Afinal, confiaria num carro que se conduzisse sozinho, se soubesse que havia o risco de o automóvel ser alvo de ataques informáticos, como pode hoje acontecer com qualquer computador ou telemóvel? “Se um hacker entrar no sistema de um carro, pode fazer com que se despiste. Pode fazê-lo para atropelar alguém. Depois, como é que se prova que foi um crime?”, questiona Pedro Veiga.
O cenário pode parecer improvável, mas a revista Wired fez uma experiência em que um computador portátil foi usado para entrar no sistema de um jipe, permitindo o controlo de várias funções, incluindo o rádio, os travões e a direcção, enquanto o carro seguia pela auto-estrada com o jornalista ao volante. Na semana passada, surgiu um caso bem menos grave com a Nissan. Um investigador em segurança informática descobriu falhas na aplicação que permite ligar o telemóvel aos automóveis da marca. Foi capaz de recolher informação sobre as viagens e de controlar o ar condicionado do modelo Leaf (a empresa reconheceu o problema).
Um episódio diferente aconteceu no ano passado numa universidade americana: estudantes assumiram o controlo de um pacemaker de um modelo humano usado por alunos de Medicina, conseguindo abrandar e acelerar o ritmo cardíaco.
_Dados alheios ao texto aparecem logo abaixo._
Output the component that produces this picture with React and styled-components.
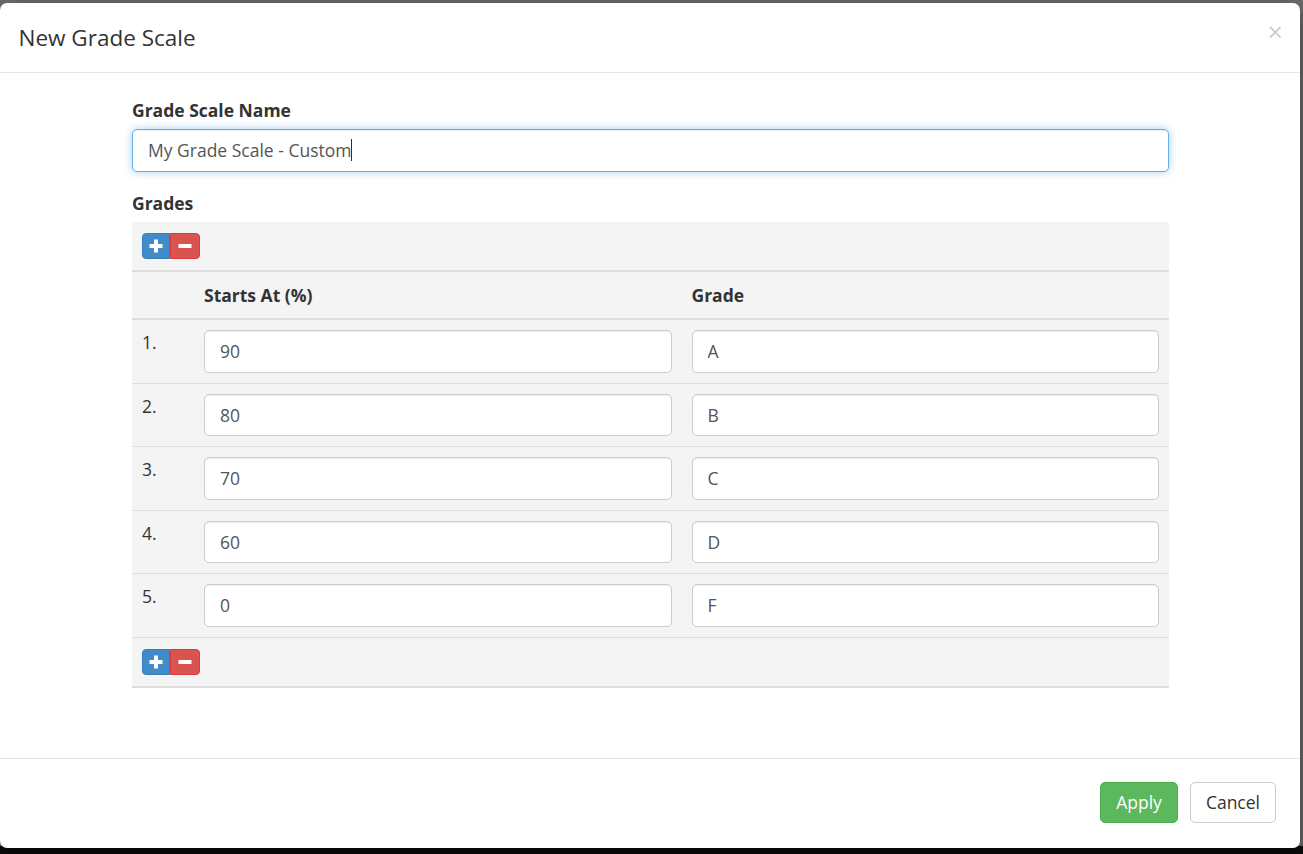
import React from "react";
import styled, { createGlobalStyle } from "styled-components";

const Global = createGlobalStyle`
  html, body { margin: 0; padding: 0; }
  body {
    background: linear-gradient(to bottom, #6e6e6e 0, #6e6e6e 846px, #0c0c0c 846px);
    min-height: 854px;
    font-family: "Open Sans", "Liberation Sans", sans-serif;
    font-size: 17.5px;
    line-height: 1.42857;
    color: #333;
  }
  * { box-sizing: border-box; }
`;

const Backdrop = styled.div`
  padding: 3px 3px 0 0;
  height: 854px;
`;

const Modal = styled.div`
  width: 1300px;
  height: 845px;
  background: #fff;
  border-radius: 7px;
  box-shadow: 0 6px 20px rgba(0, 0, 0, 0.5);
  display: flex;
  flex-direction: column;
  overflow: hidden;
`;

const Header = styled.div`
  display: flex;
  align-items: center;
  justify-content: space-between;
  padding: 18px 19px 18px 18.5px;
  border-bottom: 1px solid #e5e5e5;
  height: 70px;
`;

const Title = styled.h4`
  margin: 0;
  font-size: 22.5px;
  font-weight: 400;
  line-height: 32px;
  color: #333;
`;

const Close = styled.button`
  border: 0;
  background: transparent;
  padding: 0;
  font-family: "Open Sans", "Liberation Sans", sans-serif;
  font-size: 27px;
  font-weight: 400;
  line-height: 1;
  color: #000;
  opacity: 0.2;
  margin-top: -12px;
  margin-right: -2px;
  cursor: pointer;
`;

const Body = styled.div`
  flex: 1;
  padding: 25px 19px 0 19px;
`;

const Content = styled.div`
  width: 1037px;
  margin: 0 0 0 113px;
`;

const Label = styled.label`
  display: block;
  font-weight: 700;
  margin-bottom: 6px;
  line-height: 25px;
`;

const TextInput = styled.input`
  display: block;
  width: 100%;
  height: 42.5px;
  padding: 7.5px 15px;
  font-family: "Open Sans", "Liberation Sans", sans-serif;
  font-size: 17.5px;
  color: #555;
  background: #fff;
  border: 1px solid ${(p) => (p.$focused ? "#66afe9" : "#ccc")};
  border-radius: 5px;
  outline: none;
  box-shadow: ${(p) =>
    p.$focused
      ? "inset 0 1px 1px rgba(0,0,0,.075), 0 0 8px rgba(102,175,233,.6)"
      : "inset 0 1px 1px rgba(0,0,0,.075)"};
`;

const FormGroup = styled.div`
  margin-bottom: 19.5px;
`;

const Caret = styled.span`
  display: inline-block;
  width: 1px;
  height: 22px;
  background: #333;
  vertical-align: middle;
`;

const NameField = styled.div`
  position: relative;
`;

const FakeValue = styled.div`
  position: absolute;
  left: 16px;
  top: 0;
  height: 42.5px;
  display: flex;
  align-items: center;
  color: #555;
  pointer-events: none;
`;

const Panel = styled.div`
  background: #f4f4f4;
  border-bottom: 2px solid #ddd;
`;

const Toolbar = styled.div`
  padding: 11px 10px;
  display: flex;
`;

const BtnGroup = styled.div`
  display: flex;
`;

const IconBtn = styled.button`
  height: 26px;
  width: ${(p) => (p.$variant === "add" ? "28px" : "30px")};
  padding: 0;
  display: flex;
  align-items: center;
  justify-content: center;
  border: 1px solid ${(p) => (p.$variant === "add" ? "#357ebd" : "#d43f3a")};
  background: ${(p) => (p.$variant === "add" ? "#428bca" : "#d9534f")};
  border-radius: ${(p) => (p.$variant === "add" ? "4px 0 0 4px" : "0 4px 4px 0")};
  cursor: pointer;
`;

const Grid = styled.div`
  display: grid;
  grid-template-columns: 62px 1fr 1fr;
  border-top: ${(p) => (p.$head ? "2px solid #ddd" : "0")};
  border-bottom: ${(p) => (p.$head ? "2px solid #ddd" : "1px solid #ddd")};
`;

const HeadCell = styled.div`
  padding: 10px 10px;
  line-height: 26px;
  font-weight: 700;
`;

const Cell = styled.div`
  padding: 10px;
  line-height: 25px;
`;

const Footer = styled.div`
  border-top: 1px solid #e5e5e5;
  padding: 23px 24px 25px;
  display: flex;
  justify-content: flex-end;
  gap: 12px;
`;

const Btn = styled.button`
  height: 41.5px;
  padding: 7px 15px;
  font-family: "Open Sans", "Liberation Sans", sans-serif;
  font-size: 17.5px;
  line-height: 25px;
  border-radius: 5px;
  border: 1px solid ${(p) => (p.$primary ? "#4cae4c" : "#ccc")};
  background: ${(p) => (p.$primary ? "#5cb85c" : "#fff")};
  color: ${(p) => (p.$primary ? "#fff" : "#333")};
  cursor: pointer;
`;

const PlusIcon = () => (
  <svg width="14" height="14" viewBox="0 0 14 14">
    <rect x="5" y="0.5" width="4" height="13" fill="#fff" />
    <rect x="0.5" y="5" width="13" height="4" fill="#fff" />
  </svg>
);

const MinusIcon = () => (
  <svg width="14" height="14" viewBox="0 0 14 14">
    <rect x="0.5" y="5" width="13" height="4" fill="#fff" />
  </svg>
);

const AddRemove = () => (
  <Toolbar>
    <BtnGroup>
      <IconBtn $variant="add" aria-label="Add">
        <PlusIcon />
      </IconBtn>
      <IconBtn $variant="remove" aria-label="Remove">
        <MinusIcon />
      </IconBtn>
    </BtnGroup>
  </Toolbar>
);

const grades = [
  { start: "90", grade: "A" },
  { start: "80", grade: "B" },
  { start: "70", grade: "C" },
  { start: "60", grade: "D" },
  { start: "0", grade: "F" },
];

export default function App() {
  return (
    <>
      <Global />
      <Backdrop>
        <Modal>
          <Header>
            <Title>New Grade Scale</Title>
            <Close aria-label="Close">×</Close>
          </Header>
          <Body>
            <Content>
              <FormGroup>
                <Label>Grade Scale Name</Label>
                <NameField>
                  <TextInput $focused readOnly value="" />
                  <FakeValue>
                    My Grade Scale - Custom
                    <Caret />
                  </FakeValue>
                </NameField>
              </FormGroup>
              <Label>Grades</Label>
              <Panel>
                <AddRemove />
                <Grid $head>
                  <HeadCell />
                  <HeadCell>Starts At (%)</HeadCell>
                  <HeadCell>Grade</HeadCell>
                </Grid>
                {grades.map((g, i) => (
                  <Grid key={i}>
                    <Cell>{i + 1}.</Cell>
                    <Cell>
                      <TextInput readOnly value={g.start} />
                    </Cell>
                    <Cell>
                      <TextInput readOnly value={g.grade} />
                    </Cell>
                  </Grid>
                ))}
                <AddRemove />
              </Panel>
            </Content>
          </Body>
          <Footer>
            <Btn $primary>Apply</Btn>
            <Btn>Cancel</Btn>
          </Footer>
        </Modal>
      </Backdrop>
    </>
  );
}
Se fosse uma pessoa em vez de um boneco, teria bastado um computador portátil e alguns conhecimentos técnicos para perpetrar uma morte à distância.
Os riscos, porém, nem sempre vêm do lado dos criminosos. Quanto mais os cidadãos estiverem ligados à rede, e quanto mais dados armazenarem nas vastas “nuvens” de servidores, mais possibilidades as autoridades têm de recolher informação. A oposição entre privacidade e segurança não é um problema novo. Mas as revelações de Edward Snowden, o ex-informático da Agência de Segurança Nacional americana que divulgou práticas de espionagem em larga escala, vieram dar uma nova dimensão à questão.
Pedro Veiga diz-se preocupado com o facto de haver governos a querer proibir algumas formas de encriptação forte das comunicações, um processo que ajuda a manter os dados privados. “Por causa de uns quantos terroristas, vai-se proibir uma tecnologia que é útil para toda a gente?”, questiona. Num mundo em que a Internet está em todo o lado, há perguntas difíceis de responder.